:: Task requirements ::
Find each line containing the string "this" and return it.

:: Material ::
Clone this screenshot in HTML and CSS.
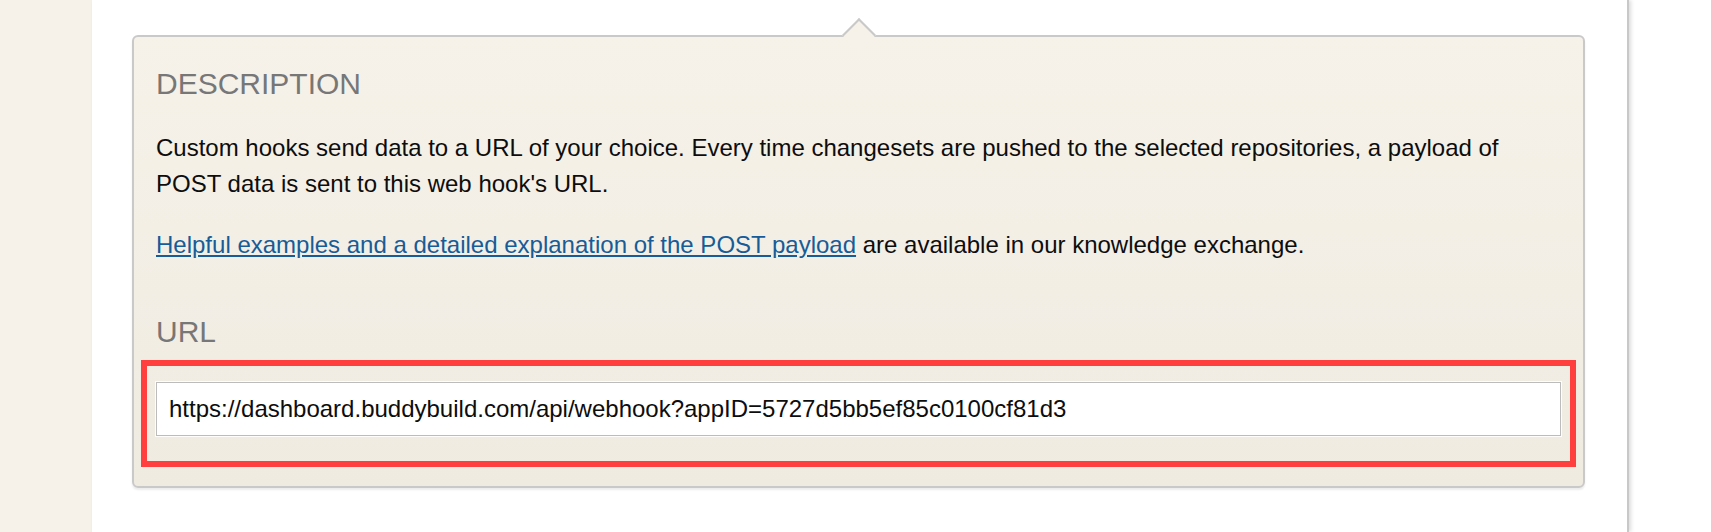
FILE: index.html
```html
<!DOCTYPE html>
<html>
<head>
<meta charset="utf-8">
<link rel="stylesheet" href="styles.css">
</head>
<body>
<div class="page">
  <aside class="sidebar"></aside>
  <main class="panel">
    <section class="card">
      <span class="card-arrow"></span>
      <h2 class="section-title">DESCRIPTION</h2>
      <p class="desc">Custom hooks send data to a URL of your choice. Every time changesets are pushed to the selected repositories, a payload of POST data is sent to this web hook's URL.</p>
      <p class="desc"><a class="link" href="#">Helpful examples and a detailed explanation of the POST payload</a> are available in our knowledge exchange.</p>
      <h2 class="section-title url-title">URL</h2>
      <div class="highlight">
        <input class="url-input" type="text" value="https://dashboard.buddybuild.com/api/webhook?appID=5727d5bb5ef85c0100cf81d3">
      </div>
    </section>
  </main>
  <div class="outside"></div>
</div>
</body>
</html>
```
FILE: styles.css
```css
html, body {
  margin: 0;
  padding: 0;
  height: 100%;
  background: #ffffff;
  font-family: "Liberation Sans", Arial, Helvetica, sans-serif;
}

.page {
  display: flex;
  height: 532px;
  overflow: hidden;
}

.sidebar {
  flex: 0 0 92px;
  background: #f6f2e9;
}

.panel {
  flex: 0 0 1537px;
  box-sizing: border-box;
  background: #ffffff;
  border-right: 2px solid #c8c8c8;
  box-shadow: 2px 0 4px rgba(0, 0, 0, 0.14);
  padding: 35px 42px 0 40px;
  position: relative;
  z-index: 1;
}

.outside {
  flex: 1 1 auto;
  background: #ffffff;
}

.card {
  position: relative;
  border: 2px solid #c9c9c9;
  border-radius: 6px;
  background: linear-gradient(to bottom, #f6f2e9 0%, #efebe1 100%);
  box-shadow: 0 2px 2px rgba(0, 0, 0, 0.08);
  padding: 29px 22px 19px 22px;
}

.card-arrow {
  position: absolute;
  top: -14px;
  left: 713px;
  width: 24px;
  height: 24px;
  box-sizing: border-box;
  background: #f6f2e9;
  border-top: 2px solid #c9c9c9;
  border-left: 2px solid #c9c9c9;
  transform: rotate(45deg);
}

.section-title {
  margin: 0;
  font-size: 30px;
  line-height: 36px;
  font-weight: normal;
  color: #777777;
}

.url-title {
  margin-top: 51px;
}

.desc {
  margin: 28px 0 0 0;
  font-size: 24px;
  line-height: 36px;
  color: #0d0d0d;
}

.desc + .desc {
  margin-top: 25px;
}

.link {
  color: #175c98;
  text-decoration: underline;
}

.highlight {
  margin: 10px -15px 0 -15px;
  border: 6px solid #fe3f3d;
  padding: 16px 9px 25px 9px;
}

.url-input {
  display: block;
  box-sizing: border-box;
  width: 100%;
  height: 54px;
  margin: 0;
  padding: 0 12px;
  border: 1px solid #bcbcbc;
  box-shadow: 0 0 0 1px rgba(255, 255, 255, 0.9);
  background: #ffffff;
  font-family: "Liberation Sans", Arial, Helvetica, sans-serif;
  font-size: 24px;
  color: #0d0d0d;
  outline: none;
}
```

:: Correct output ::
Clone this screenshot in HTML and CSS.
      <p class="desc">Custom hooks send data to a URL of your choice. Every time changesets are pushed to the selected repositories, a payload of POST data is sent to this web hook's URL.</p>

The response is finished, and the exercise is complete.